The aim of this study was to create a link between the inherent material properties of APIs and their behaviour in response to roller compaction process. Formulations containing brittle compound A (BFI = 0.44) produced ribbons of higher tensile strength at a given solid fraction, in comparison to plastic ibuprofen (BFI = 0.12). On tabletting of the granules produced from the milled ribbons, brittle compound A maintained higher tensile strength relative to ibuprofen. Ibuprofen compressed relatively easily, achieving the target solid fraction under much lower compression stress. However, the roller compaction process did not have any effect on the compressibility of either brittle compound A or plastic ibuprofen.
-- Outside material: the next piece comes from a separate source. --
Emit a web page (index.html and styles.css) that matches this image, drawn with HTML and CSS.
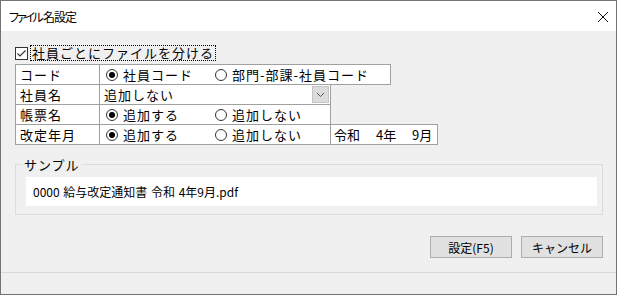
FILE: index.html
```html
<!DOCTYPE html>
<html lang="ja">
<head>
    <meta charset="UTF-8">
    <title>ファイル名設定</title>
    <link rel="stylesheet" href="styles.css">
</head>
<body>
    <div class="window">
        <div class="titlebar">
            <span class="title"><span class="kana">ファイル</span>名設定</span>
            <svg class="close" width="12" height="12" viewBox="0 0 12 12">
                <path d="M1 1 L11 11 M11 1 L1 11" stroke="#111" stroke-width="1" fill="none"/>
            </svg>
        </div>

        <div class="content">
            <div class="check-row">
                <span class="checkbox">
                    <svg width="11" height="11" viewBox="0 0 11 11">
                        <path d="M1.5 5.5 L4 8 L9.5 2.5" stroke="#333" stroke-width="1.2" fill="none"/>
                    </svg>
                </span>
                <span class="check-label">社員ごとにファイルを分ける</span>
            </div>

            <div class="grid">
                <div class="row">
                    <div class="cell label">コード</div>
                    <div class="cell value wide">
                        <span class="radio on"></span><span class="opt">社員コード</span>
                        <span class="radio"></span><span class="opt last">部門-部課-社員コード</span>
                    </div>
                </div>
                <div class="row">
                    <div class="cell label">社員名</div>
                    <div class="cell value combo">
                        <span class="combo-text">追加しない</span>
                        <span class="combo-btn">
                            <svg width="9" height="6" viewBox="0 0 9 6">
                                <path d="M1 1 L4.5 4.5 L8 1" stroke="#555" stroke-width="1" fill="none"/>
                            </svg>
                        </span>
                    </div>
                </div>
                <div class="row">
                    <div class="cell label">帳票名</div>
                    <div class="cell value">
                        <span class="radio on"></span><span class="opt">追加する</span>
                        <span class="radio"></span><span class="opt last">追加しない</span>
                    </div>
                </div>
                <div class="row">
                    <div class="cell label">改定年月</div>
                    <div class="cell value">
                        <span class="radio on"></span><span class="opt">追加する</span>
                        <span class="radio"></span><span class="opt last">追加しない</span>
                    </div>
                    <div class="cell era">令和　 4年　 9月</div>
                </div>
            </div>

            <fieldset class="sample">
                <legend>サンプル</legend>
                <div class="sample-box">0000 給与改定通知書 令和 4年9月.pdf</div>
            </fieldset>

            <div class="buttons">
                <button class="btn">設定(F5)</button>
                <button class="btn">キャンセル</button>
            </div>
        </div>

        <div class="status"></div>
    </div>
</body>
</html>
```

FILE: styles.css
```css
body {
    margin: 0;
    font-family: "Noto Sans CJK JP", "DejaVu Sans", sans-serif;
    font-size: 13px;
    color: #000;
    background: #f0f0f0;
}
.window {
    width: 617px;
    height: 295px;
    box-sizing: border-box;
    border: 1px solid #747474;
    background: #f0f0f0;
    display: flex;
    flex-direction: column;
}
.titlebar {
    height: 30px;
    background: #fff;
    display: flex;
    align-items: center;
    justify-content: space-between;
    padding: 0 7px 0 7px;
}
.title {
    font-size: 12px;
    letter-spacing: -1px;
}
.title .kana { letter-spacing: -4px; margin-right: 3px; }
.close { margin-top: 1px; }

.content {
    flex: 1;
    padding: 14px 0 0 14px;
}
.check-row {
    display: flex;
    align-items: center;
    height: 16px;
}
.checkbox {
    width: 11px;
    height: 11px;
    border: 1px solid #333;
    background: #fff;
    display: flex;
    align-items: center;
    justify-content: center;
}
.check-label {
    margin-left: 3px;
    padding: 0 1px;
    line-height: 14px;
    outline: 1px dotted #000;
    letter-spacing: 1px;
}

.grid {
    margin-top: 4px;
}
.row {
    display: flex;
    height: 21px;
    margin-top: -1px;
}
.cell {
    box-sizing: border-box;
    height: 21px;
    border: 1px solid #a0a0a0;
    background: #fff;
    display: flex;
    align-items: center;
    margin-left: -1px;
    letter-spacing: 1px;
    white-space: nowrap;
}
.cell:first-child { margin-left: 0; }
.label {
    width: 85px;
    padding-left: 4px;
}
.value {
    width: 232px;
    padding-left: 6px;
}
.value.wide { width: 292px; }
.era {
    width: 108px;
    padding-left: 3px;
    letter-spacing: 0;
}
.radio {
    width: 10px;
    height: 10px;
    border: 1px solid #333;
    border-radius: 50%;
    background: #fff;
    position: relative;
    flex: none;
}
.radio.on::after {
    content: "";
    position: absolute;
    left: 2px;
    top: 2px;
    width: 6px;
    height: 6px;
    border-radius: 50%;
    background: #000;
}
.opt {
    margin-left: 5px;
    width: 92px;
}
.opt.last { width: auto; }
.combo {
    padding-left: 4px;
    padding-right: 1px;
    justify-content: space-between;
}
.combo-btn {
    width: 17px;
    height: 17px;
    box-sizing: border-box;
    background: #dcdcdc;
    border: 1px solid #c4c4c4;
    display: flex;
    align-items: center;
    justify-content: center;
}

.sample {
    margin: 10px 13px 0 0;
    padding: 3px 5px 10px 10px;
    border: 1px solid #dcdcdc;
    height: 60px;
    box-sizing: border-box;
}
.sample legend {
    padding: 0 1px;
    margin-left: -3px;
    letter-spacing: 1px;
}
.sample-box {
    background: #fff;
    height: 29px;
    display: flex;
    align-items: center;
    padding-left: 7px;
    font-size: 12px;
    word-spacing: 1px;
}

.buttons {
    display: flex;
    justify-content: flex-end;
    gap: 9px;
    margin: 21px 13px 0 0;
}
.btn {
    width: 82px;
    height: 22px;
    font-family: inherit;
    font-size: 12px;
    background: #e1e1e1;
    border: 1px solid #adadad;
    padding: 0;
    color: #000;
}

.status {
    height: 21px;
    border-top: 1px solid #d9d9d9;
}
```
Both sets of APIs showed loss of reworkability in response to increasing roll force applied during roller compaction. The brittle compound A, however, was less susceptible to reworkability loss due to its ability to form inter-particulate bridges with new surfaces formed during fragmentation. As a result of this loss of reworking, a decrease in tensile strength of tablets, at a target solid fraction of 0.85, correlated with increased roll force. Roller compaction also increased the particle size of both batches; a roll force of 6 kN/cm was required to attain granules of appropriate size and low fines. With regards to flow, the response of Ibuprofen to increasing roll force was inconclusive however, compound A appeared to improve in flow with increasing roll force. The results demonstrate that RC is potentially applicable in the production of tablets containing high load brittle or plastic API.